=== JOB ===
Find every line in the records below that holds the word "screenshot", and copy it out.

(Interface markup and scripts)
= = = = = = =
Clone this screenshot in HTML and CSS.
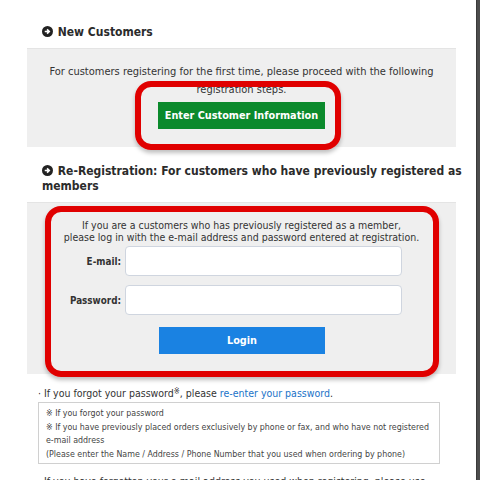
FILE: index.html
```html
<!DOCTYPE html>
<html lang="en">
<head>
    <meta charset="UTF-8">
    <title>Customer Registration</title>
    <link rel="stylesheet" href="styles.css">
</head>
<body>
    <div class="page">
        <div class="main">
            <h2 class="section-title">
                <svg class="arrow-icon" viewBox="0 0 12 12"><circle cx="6" cy="6" r="6" fill="#222"/><path d="M3 6h4.5M5.5 3.6 7.9 6 5.5 8.4" stroke="#fff" stroke-width="1.8" fill="none"/></svg>
                New Customers
            </h2>
            <div class="panel panel-new">
                <p class="lead">For customers registering for the first time, please proceed with the following registration steps.</p>
                <div class="marked">
                    <a class="btn btn-green" href="#">Enter Customer Information</a>
                    <span class="ring ring-new"></span>
                </div>
            </div>

            <h2 class="section-title">
                <svg class="arrow-icon" viewBox="0 0 12 12"><circle cx="6" cy="6" r="6" fill="#222"/><path d="M3 6h4.5M5.5 3.6 7.9 6 5.5 8.4" stroke="#fff" stroke-width="1.8" fill="none"/></svg>
                Re-Registration: For customers who have previously registered as members
            </h2>
            <div class="panel panel-login">
                <p class="lead small">If you are a customers who has previously registered as a member,<br>please log in with the e-mail address and password entered at registration.</p>
                <form class="login-form">
                    <label for="email">E-mail:</label>
                    <input id="email" type="text">
                    <label for="password">Password:</label>
                    <input id="password" type="password">
                </form>
                <div class="center">
                    <a class="btn btn-blue" href="#">Login</a>
                </div>
                <span class="ring ring-login"></span>
            </div>

            <p class="note">· If you forgot your password<span class="kome">※</span>, please <a href="#">re-enter your password</a>.</p>
            <div class="note-box">
                <p>※ If you forgot your password</p>
                <p>※ If you have previously placed orders exclusively by phone or fax, and who have not registered e-mail address</p>
                <p>(Please enter the Name / Address / Phone Number that you used when ordering by phone)</p>
            </div>
            <p class="note">· If you have forgotten your e-mail address you used when registering, please use</p>
        </div>
        <div class="side-strip"></div>
    </div>
</body>
</html>
```

FILE: styles.css
```css
* {
    margin: 0;
    padding: 0;
    box-sizing: border-box;
}

body {
    font-family: 'DejaVu Sans Condensed', 'DejaVu Sans', 'Liberation Sans', sans-serif;
    background: #fff;
    color: #333;
    overflow: hidden;
}

.page {
    display: flex;
    height: 480px;
}

.main {
    flex: 1;
    min-width: 0;
    padding: 25px 8px 0 27px;
}

.side-strip {
    width: 4px;
    background: #4d4d4d;
    border-left: 1px solid #3a3a3a;
}

.section-title {
    font-size: 12px;
    font-weight: bold;
    line-height: 15px;
    padding-left: 15px;
    color: #2b2b2b;
    margin-bottom: 8px;
}

.arrow-icon {
    width: 11px;
    height: 11px;
    vertical-align: -1px;
    margin-right: 1px;
}

.panel {
    position: relative;
    width: 429px;
    background: #efefef;
    border-top: 1px solid #e4e4e4;
    text-align: center;
}

.panel-new {
    padding: 14px 10px 18px;
    margin-bottom: 17px;
}

.panel-login {
    padding: 16px 10px 20px;
    margin-bottom: 11px;
}

.lead {
    font-size: 11px;
    line-height: 18px;
    color: #333;
}

.lead.small {
    font-size: 10.5px;
    line-height: 12px;
}

.marked {
    position: relative;
    display: inline-block;
    margin-top: 3px;
}

.btn {
    display: block;
    width: 167px;
    height: 27px;
    line-height: 27px;
    color: #fff;
    font-size: 10.8px;
    font-weight: bold;
    text-decoration: none;
    text-align: center;
    white-space: nowrap;
}

.btn-green {
    background: #0b8a2c;
}

.btn-blue {
    background: #1a82e2;
    width: 166px;
}

.center {
    display: flex;
    justify-content: center;
    margin-left: 1px;
}

.ring {
    position: absolute;
    border: 6px solid #e00000;
    border-radius: 16px;
    box-shadow: 0 3px 4px rgba(0, 0, 0, 0.25);
    pointer-events: none;
}

.ring-new {
    top: -21px;
    left: -23px;
    right: -16px;
    bottom: -21px;
}

.ring-login {
    top: 3px;
    left: 18px;
    right: 17px;
    bottom: -3px;
}

.login-form {
    display: grid;
    grid-template-columns: 84px 277px;
    column-gap: 4px;
    row-gap: 9px;
    align-items: center;
    margin-top: 3px;
    margin-bottom: 12px;
}

.login-form label {
    text-align: right;
    font-size: 9.8px;
    font-weight: bold;
    color: #333;
}

.login-form input {
    height: 30px;
    border: 1px solid #cfd5df;
    border-radius: 4px;
    background: #fff;
}

.note {
    font-size: 10.5px;
    line-height: 14px;
    padding-left: 11px;
    color: #333;
    white-space: nowrap;
}

.note a {
    color: #1a73c8;
    text-decoration: none;
}

.kome {
    font-size: 8px;
    vertical-align: 3px;
}

.note-box {
    border: 1px solid #d0d0d0;
    width: 402px;
    margin: 2px 0 10px 11px;
    padding: 4px 7px 2px;
}

.note-box p {
    font-size: 8.8px;
    line-height: 13.5px;
    color: #444;
}
```
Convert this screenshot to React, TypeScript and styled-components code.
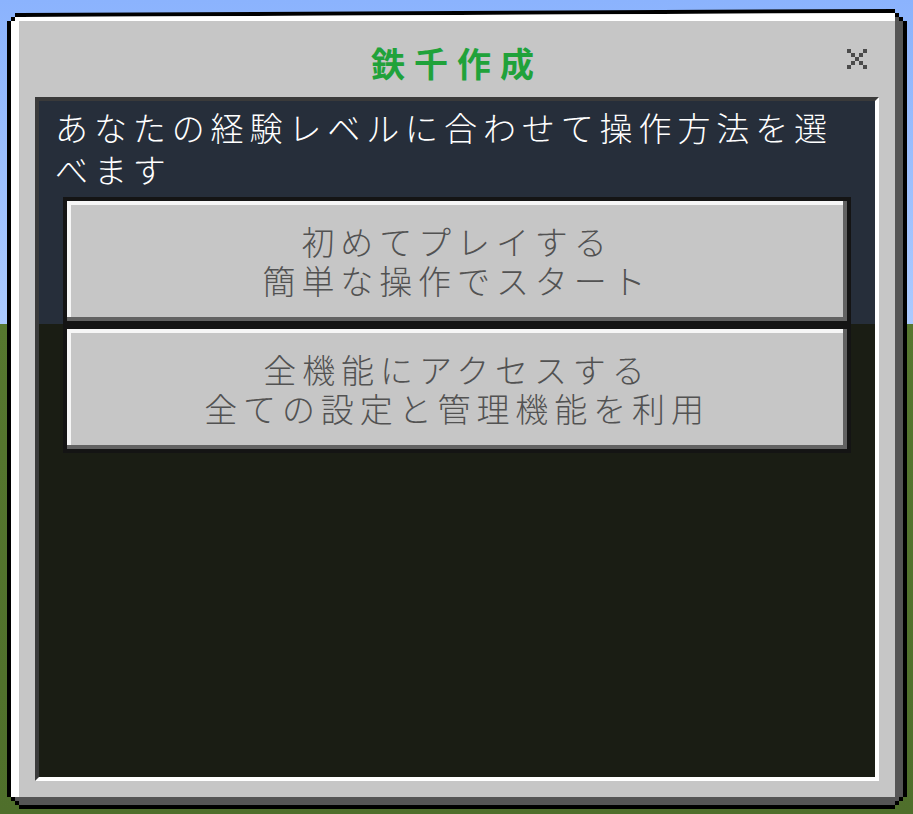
import * as React from 'react';
import styled, { createGlobalStyle } from 'styled-components';

// stepped "pixel" corners for the frame outline
const stepped = (k: number, s: number) => {
    const R = (n: number) => (n === 0 ? '100%' : `calc(100% - ${n}px)`);
    const pts: string[] = [];
    for (let i = 0; i < k; i++) {
        pts.push(`${R((k - i) * s)} ${i * s}px`, `${R((k - i) * s)} ${(i + 1) * s}px`);
    }
    pts.push(`100% ${k * s}px`);
    for (let i = 0; i < k; i++) {
        pts.push(`${R(i * s)} ${R((k - i) * s)}`, `${R((i + 1) * s)} ${R((k - i) * s)}`);
    }
    pts.push(`${R(k * s)} 100%`);
    for (let i = 0; i < k; i++) {
        pts.push(`${(k - i) * s}px ${R(i * s)}`, `${(k - i) * s}px ${R((i + 1) * s)}`);
    }
    pts.push(`0 ${R(k * s)}`);
    for (let i = 0; i < k; i++) {
        pts.push(`${i * s}px ${(k - i) * s}px`, `${(i + 1) * s}px ${(k - i) * s}px`);
    }
    return `polygon(${pts.join(', ')})`;
};

const GlobalStyle = createGlobalStyle`
    html, body {
        margin: 0;
        padding: 0;
    }

    body {
        font-family: "Noto Sans CJK JP", "Noto Sans", sans-serif;
    }
`;

const options = [
    { lines: ['初めてプレイする', '簡単な操作でスタート'] },
    { lines: ['全機能にアクセスする', '全ての設定と管理機能を利用'] },
];

const CloseIcon = () => (
    <svg width="20" height="20" viewBox="0 0 20 20" shapeRendering="crispEdges">
        {[[0, 0], [16, 0], [4, 4], [12, 4], [8, 8], [4, 12], [12, 12], [0, 16], [16, 16]].map(([x, y]) => (
            <rect key={`${x}-${y}`} x={x} y={y} width="4" height="4" fill="#4b4b4b" />
        ))}
    </svg>
);

const App = () => {
    return (
        <Page>
            <GlobalStyle />
            <Frame>
                <Bevel>
                    <TitleBar>
                        <Title>鉄千作成</Title>
                        <Close aria-label="閉じる">
                            <CloseIcon />
                        </Close>
                    </TitleBar>

                    <Panel>
                        <Description>あなたの経験レベルに合わせて操作方法を選べます</Description>

                        <OptionList>
                            {options.map((o) => (
                                <Option key={o.lines[0]}>
                                    <OptionText>
                                        {o.lines[0]}
                                        <br />
                                        {o.lines[1]}
                                    </OptionText>
                                </Option>
                            ))}
                        </OptionList>
                    </Panel>
                </Bevel>
            </Frame>
        </Page>
    );
};

export default App;

const Page = styled.div`
    box-sizing: border-box;
    width: 100%;
    height: 814px;
    padding: 9px 6px 5px 7px;

    background: linear-gradient(
        to bottom,
        #8bb3fd 0,
        #abcaff 324px,
        #56772f 324px,
        #4f6f2b 814px
    );
`;

const Frame = styled.div`
    box-sizing: border-box;
    width: 900px;
    height: 800px;
    padding: 4px;

    background: #000;
    clip-path: ${stepped(3, 4)};
`;

const Bevel = styled.div`
    box-sizing: border-box;
    height: 100%;
    padding: 8px;

    display: flex;
    flex-direction: column;

    background: #c6c6c6;
    box-shadow: inset -8px -8px 0 #555555, inset 8px 8px 0 #ffffff;
    clip-path: ${stepped(2, 4)};
`;

const TitleBar = styled.div`
    position: relative;
    height: 76px;
    flex: none;

    display: flex;
    justify-content: center;
    align-items: flex-start;
`;

const Title = styled.h1`
    margin: 0;
    padding-top: 22px;

    font-family: "Noto Sans CJK JP", sans-serif;
    font-size: 34px;
    font-weight: 700;
    line-height: 40px;
    letter-spacing: 9px;
    color: #20a23a;
`;

const Close = styled.button`
    position: absolute;
    top: 28px;
    right: 28px;

    width: 20px;
    height: 20px;
    padding: 0;

    display: flex;
    background: none;
    border: none;
    cursor: pointer;
`;

const Panel = styled.div`
    flex: 1;
    margin: 0 16px 16px;

    display: flex;
    flex-direction: column;

    border-style: solid;
    border-width: 4px;
    border-color: #3a3a3a #ffffff #ffffff #3a3a3a;

    background: linear-gradient(to bottom, #262e3a 0, #262e3a 223px, #1a1d14 223px);
`;

const Description = styled.p`
    margin: 0;
    padding: 5px 18px 0 16px;

    font-size: 33px;
    font-weight: 300;
    line-height: 42px;
    letter-spacing: 5.9px;
    color: #ffffff;
`;

const OptionList = styled.div`
    margin-top: 7px;
    padding: 0 24px;

    display: flex;
    flex-direction: column;
`;

const Option = styled.button`
    box-sizing: border-box;
    width: 100%;
    height: 128px;
    padding: 0;

    display: flex;
    justify-content: center;
    align-items: center;

    background: #c6c6c6;
    border: 4px solid #141414;
    box-shadow: inset -4px -4px 0 #626262, inset 4px 4px 0 #f6f6f6;

    font-family: "Noto Sans CJK JP", sans-serif;
    cursor: pointer;
`;

const OptionText = styled.span`
    font-size: 33px;
    font-weight: 300;
    line-height: 39px;
    letter-spacing: 5.9px;
    text-align: center;
    color: #525252;
`;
= = = = = = =
=== SOLUTION TO THE EXERCISE ===
Clone this screenshot in HTML and CSS.
Convert this screenshot to React, TypeScript and styled-components code.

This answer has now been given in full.